Here, Winn undoubtedly had a strong interest in possessing his cell phone. As the Supreme Court recently noted, cell phones are a unique possession in which individuals have a particularly powerful possessory interest. Riley v. California, 134 S.Ct. 2473, 2484 (2014) (“[Modern cell phones] are now such a pervasive and insistent part of daily life that the proverbial visitor from Mars might conclude they were an important feature of human anatomy.”) See also Burgard, 675 F.3d at 1034 (“We acknowledge that Burgard had a strong interest in possessing his cell phone.”) A smart phone, like Winn’s, is not just a telephone. It is a “minicomputer” capable of storing an immense amount of personal and sensitive information. Riley, 134 S. Ct. at 2489, 2490. In this instance, we know that Winn’s cell phone was his telephone as well as his calendar, his rolodex, his messaging service, his camera, his photo album, his video recorder, and his video library (see Doc. 22-5; Doc. 27-9). It very well might have also served as his internet access, his diary, his to-do list, his email, his music collection, his television, his library, his navigation system, and any other number of tools for managing his life depending on what apps he had downloaded to his phone. Riley, 134 S. Ct. at 2489, 2490 (noting the many functions of a smart phone and that the average smart phone user has installed thirty-three apps).

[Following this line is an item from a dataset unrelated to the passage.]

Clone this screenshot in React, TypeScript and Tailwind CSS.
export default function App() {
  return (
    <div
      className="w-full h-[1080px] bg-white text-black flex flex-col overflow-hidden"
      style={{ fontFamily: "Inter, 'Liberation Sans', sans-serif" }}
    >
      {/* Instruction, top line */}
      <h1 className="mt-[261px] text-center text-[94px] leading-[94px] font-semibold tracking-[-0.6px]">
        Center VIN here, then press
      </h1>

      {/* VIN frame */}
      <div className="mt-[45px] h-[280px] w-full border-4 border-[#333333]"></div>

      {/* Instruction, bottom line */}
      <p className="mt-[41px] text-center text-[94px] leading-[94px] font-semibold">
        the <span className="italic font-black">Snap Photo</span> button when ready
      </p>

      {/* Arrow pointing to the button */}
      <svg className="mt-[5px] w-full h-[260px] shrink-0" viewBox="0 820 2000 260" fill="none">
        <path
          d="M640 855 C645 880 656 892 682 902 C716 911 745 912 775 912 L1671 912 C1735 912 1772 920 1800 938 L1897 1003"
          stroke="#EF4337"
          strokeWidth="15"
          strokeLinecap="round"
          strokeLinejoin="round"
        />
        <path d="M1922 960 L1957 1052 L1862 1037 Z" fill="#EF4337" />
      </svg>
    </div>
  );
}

That being said, Winn’s possessory interest in the phone was diminished by the fact that he never revoked his consent or contacted the Mascoutah Police Department to ask about the progress of the investigation or to seek the return of his phone. See United States v. Christie, 717 F.3d 1156, 1163 (10th Cir. 2013) (finding no significant invasion of wife’s possessory interests in the family computer where her husband consented to the seizure, and she did not object at that time or in the following weeks or months); United States v. Stabile, 633 F.3d 219, 236 (3d Cir. 2011) (finding defendant’s possessory interests in his hard drives were diminished because he did not ask for their return for more than 18 months after they were seized). See also Burgard, 675 F.3d at 1033 (noting that a person checking on the status of the seizure or looking for assurances that the item would be returned is evidence “that the seizure in fact affected her possessory interests”).

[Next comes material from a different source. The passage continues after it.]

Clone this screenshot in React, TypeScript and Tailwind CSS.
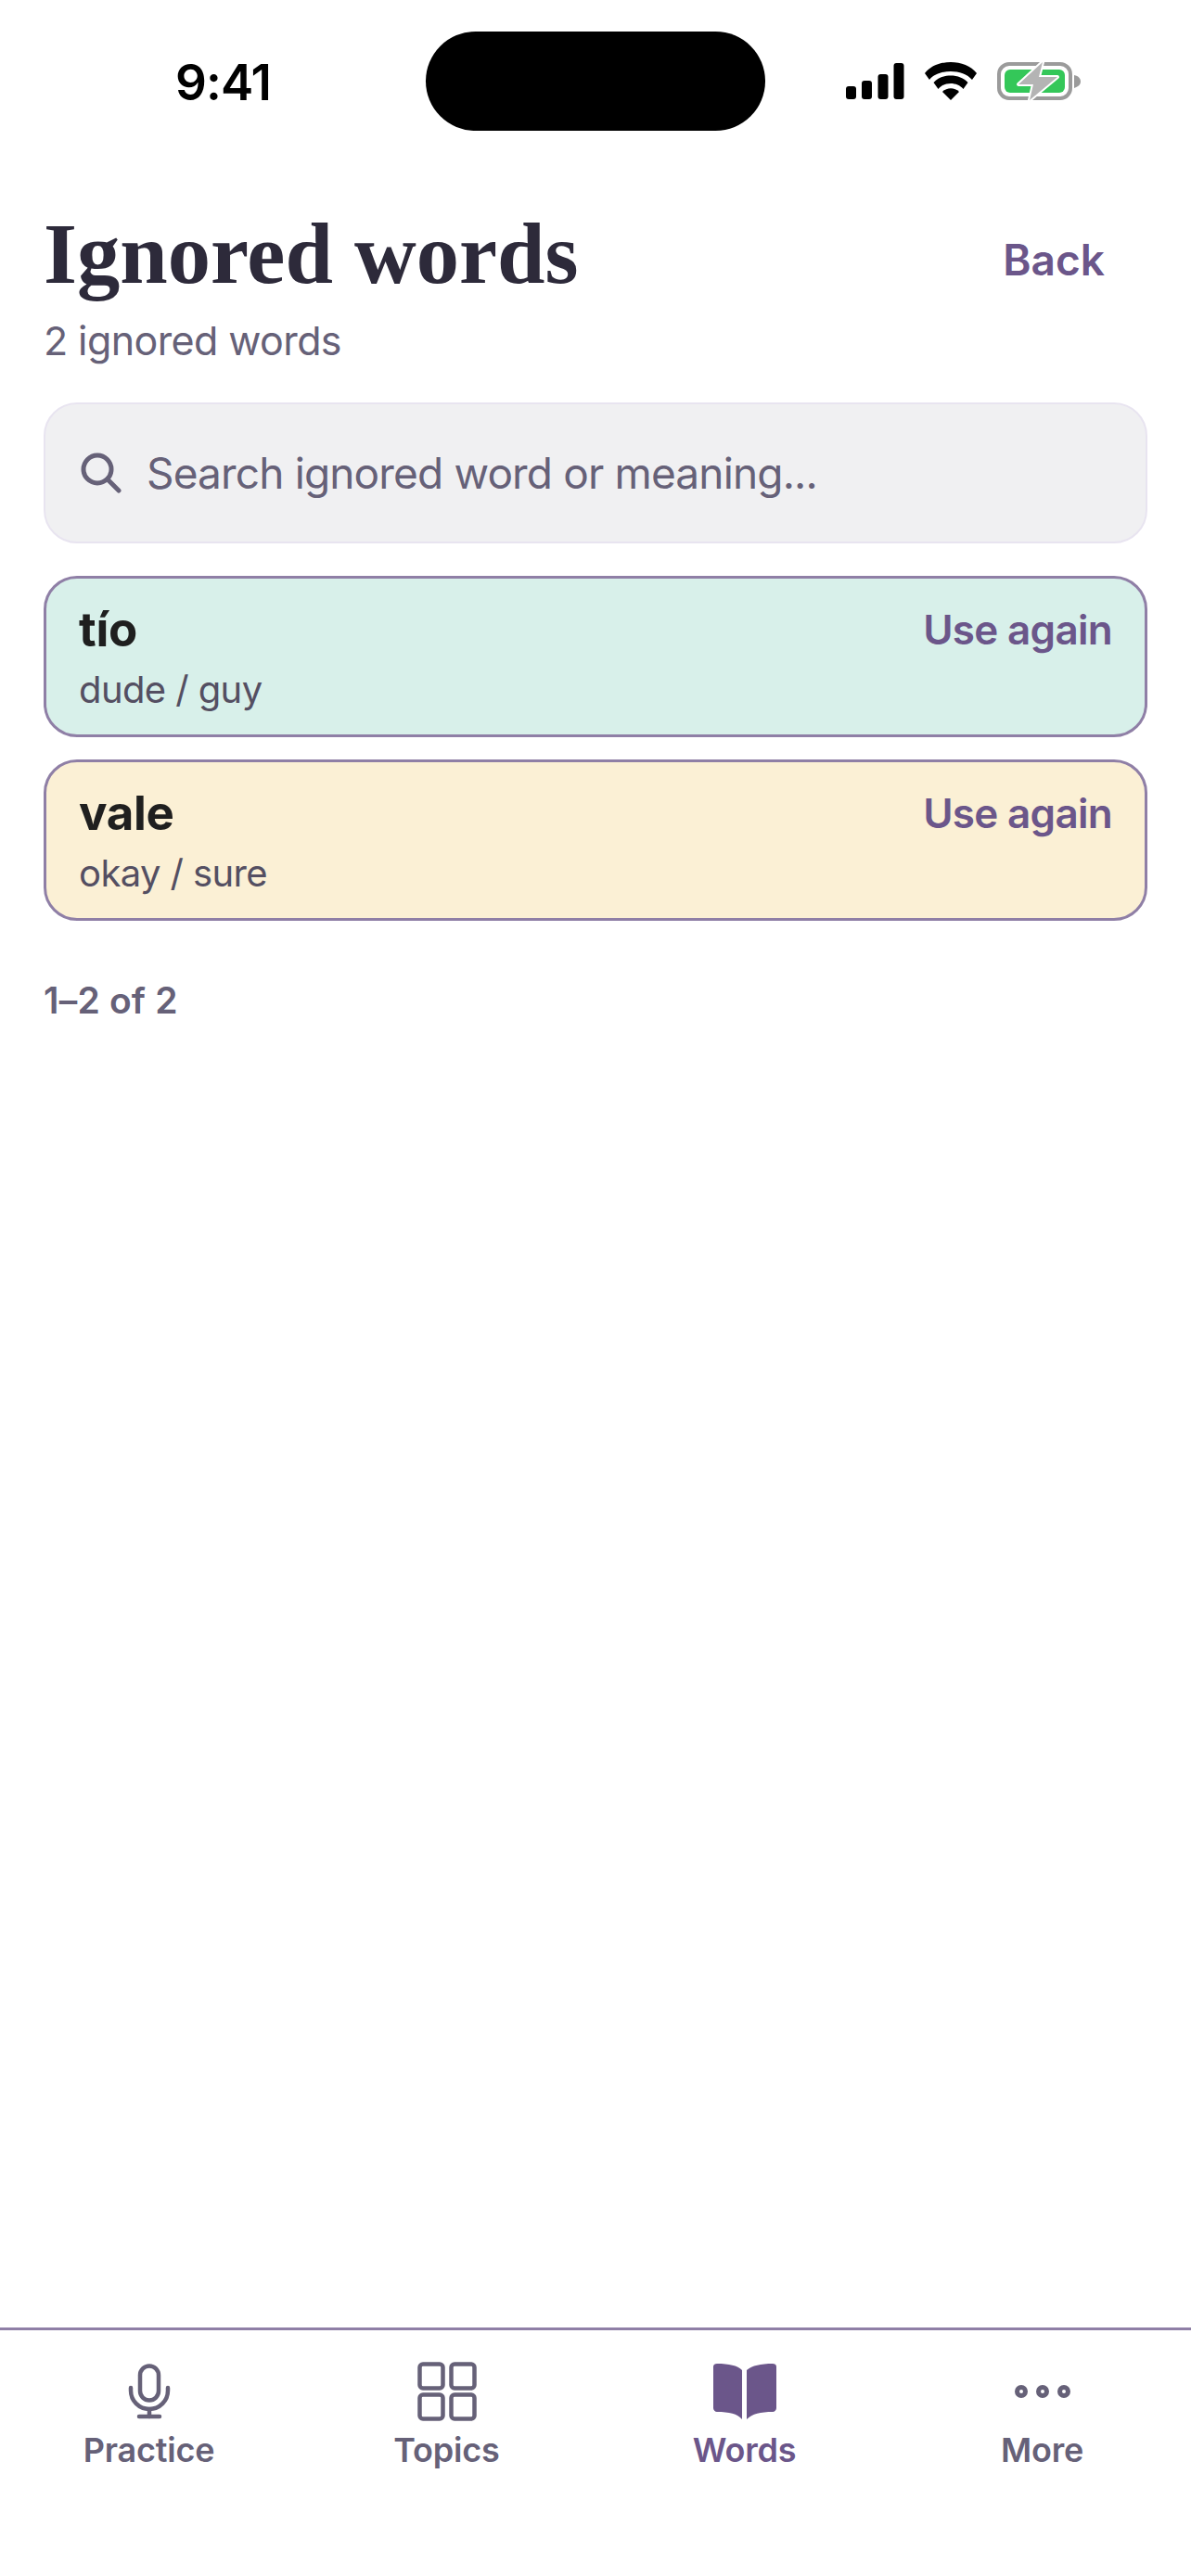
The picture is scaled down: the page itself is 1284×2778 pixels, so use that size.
const sans = "font-['Inter',sans-serif]";

const words = [
  { word: "tío", meaning: "dude / guy", bg: "bg-[#d8f0ea]" },
  { word: "vale", meaning: "okay / sure", bg: "bg-[#fbf0d5]" },
];

function StatusIcons() {
  return (
    <svg width="256" height="44" viewBox="0 0 256 44" className="block overflow-visible">
      {/* signal */}
      <rect x="1" y="27" width="11" height="14" rx="3" fill="#000" />
      <rect x="18" y="21" width="11" height="20" rx="3" fill="#000" />
      <rect x="35.5" y="14" width="11" height="27" rx="3" fill="#000" />
      <rect x="52.5" y="2" width="11" height="39" rx="3" fill="#000" />
      {/* wifi */}
      <path d="M86 13 C98 -3 130 -3 142 13 L137 20 C127 8 101 8 91 20 Z" fill="#000" />
      <path d="M95.5 23 C104 13 124 13 132.5 23 L127.5 30 C121 22 107 22 100.5 30 Z" fill="#000" />
      <path d="M105 33 C110 28 118 28 123 33 L114 42 Z" fill="#000" />
      {/* battery */}
      <rect x="166" y="3" width="77" height="37" rx="11" fill="none" stroke="#9b9b9b" strokeWidth="4" />
      <rect x="172" y="9" width="65" height="25" rx="6" fill="#34c759" />
      <path d="M247 15 C252 16 254 19 254 22 C254 25 252 27 247 29 Z" fill="#9b9b9b" />
      <path d="M213 1 L187 25 L203 25 L199 42 L229 17 L209 17 Z" fill="#b4b4b4" stroke="#fff" strokeWidth="4" paintOrder="stroke" strokeLinejoin="round" />
    </svg>
  );
}

function SearchIcon() {
  return (
    <svg width="44" height="44" viewBox="0 0 44 44" fill="none" stroke="#666178" strokeWidth="5" strokeLinecap="round">
      <circle cx="18" cy="18" r="15" />
      <path d="M29 29 L41 41" />
    </svg>
  );
}

function MicIcon() {
  return (
    <svg width="46" height="60" viewBox="0 0 46 60" fill="none" stroke="#666178" strokeWidth="4.5" strokeLinecap="round">
      <rect x="13" y="2.5" width="20" height="37" rx="10" />
      <path d="M3 26 V29 A20 20 0 0 0 43 29 V26" />
      <path d="M23 49 V57" />
      <path d="M12 57 H34" />
    </svg>
  );
}

function TopicsIcon() {
  return (
    <svg width="64" height="64" viewBox="0 0 64 64" fill="none" stroke="#666178" strokeWidth="4.5">
      <rect x="2.5" y="2.5" width="25" height="26" rx="3.5" />
      <rect x="36.5" y="2.5" width="25" height="26" rx="3.5" />
      <rect x="2.5" y="35.5" width="25" height="26" rx="3.5" />
      <rect x="36.5" y="35.5" width="25" height="26" rx="3.5" />
    </svg>
  );
}

function BookIcon() {
  return (
    <svg width="70" height="60" viewBox="0 0 70 60" fill="#6b568a">
      <path d="M1 3 C1 1 3 0 5 0 C18 0 27 2 32 7 L32 60 C27 54 18 52 5 52 C3 52 1 50 1 48 Z" />
      <path d="M69 3 C69 1 67 0 65 0 C52 0 43 2 37 7 L37 60 C43 54 52 52 65 52 C67 52 69 50 69 48 Z" />
    </svg>
  );
}

function DotsIcon() {
  return (
    <svg width="60" height="18" viewBox="0 0 60 18" fill="none" stroke="#666178" strokeWidth="5">
      <circle cx="7" cy="9" r="4.5" />
      <circle cx="30" cy="9" r="4.5" />
      <circle cx="53" cy="9" r="4.5" />
    </svg>
  );
}

const tabs = [
  { label: "Practice", icon: <MicIcon /> },
  { label: "Topics", icon: <TopicsIcon /> },
  { label: "Words", icon: <BookIcon />, active: true },
  { label: "More", icon: <DotsIcon /> },
];

export default function App() {
  return (
    <div className={`h-[2778px] w-[1284px] bg-white flex flex-col ${sans}`}>
      {/* status bar */}
      <div className="h-[226px] shrink-0 flex items-start">
        <div className="w-[459px] pt-[60px] flex justify-center pl-[22px]">
          <span className="text-[53px] leading-[58px] font-semibold tracking-[-1px] text-black">9:41</span>
        </div>
        <div className="w-[366px] h-[107px] mt-[34px] rounded-full bg-black" />
        <div className="pl-[86px] pt-[66px]">
          <StatusIcons />
        </div>
      </div>

      <main className="flex-1 px-[47px] flex flex-col">
        <div className="flex items-start justify-between">
          <div>
            <h1 className="font-['Liberation_Serif',serif] font-bold text-[92.5px] leading-[96px] text-[#2d2a3a]">Ignored words</h1>
            <p className="mt-[17px] text-[43px] leading-[56px] tracking-[-0.6px] text-[#666178]">2 ignored words</p>
          </div>
          <span className="mt-[26px] mr-[46px] text-[46px] leading-[56px] font-semibold text-[#6b568a]">Back</span>
        </div>

        <div className="mt-[39px] h-[152px] rounded-[36px] bg-[#f0f0f2] border-2 border-[#e8e4f0] flex items-center gap-[27px] pl-[38px]">
          <SearchIcon />
          <span className="text-[46px] tracking-[-0.85px] text-[#666178]">Search ignored word or meaning...</span>
        </div>

        <div className="mt-[35px] flex flex-col gap-[24px]">
          {words.map((w) => (
            <div key={w.word} className={`h-[174px] rounded-[36px] border-[3px] border-[#8f7fa6] ${w.bg} px-[35px] flex justify-between pt-[23px]`}>
              <div>
                <div className="text-[51px] leading-[64px] font-bold tracking-[-0.3px] text-[#1f1f1f]">{w.word}</div>
                <div className="text-[40px] leading-[52px] mt-[7px] tracking-[-0.6px] text-[#544f62]">{w.meaning}</div>
              </div>
              <span className="text-[44px] leading-[64px] font-semibold tracking-[-0.7px] text-[#6b568a]">Use again</span>
            </div>
          ))}
        </div>

        <p className="mt-[61px] text-[39px] leading-[50px] font-semibold tracking-[0.2px] text-[#666178]">1–2 of 2</p>
      </main>

      {/* tab bar */}
      <nav className="h-[268px] shrink-0 border-t-[3px] border-[#8f7fa6] grid grid-cols-4 items-start pt-[31px]">
        {tabs.map((t) => (
          <div key={t.label} className="flex flex-col items-center">
            <div className="h-[70px] flex items-center justify-center">{t.icon}</div>
            <span className={`mt-[4px] text-[36px] leading-[48px] font-semibold tracking-[-0.2px] ${t.active ? "text-[#6b568a]" : "text-[#666178]"}`}>
              {t.label}
            </span>
          </div>
        ))}
      </nav>
    </div>
  );
}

Shifting to the other side of the balance, the state also had a strong interest in the cell phone because the police had probable cause to believe that it contained evidence of a crime. But the police did not act with any sense of urgency in obtaining the search warrant. It appears to the Court that at the time the phone was seized on the afternoon of Saturday, June 21, there was probable cause to obtain a search warrant for the phone.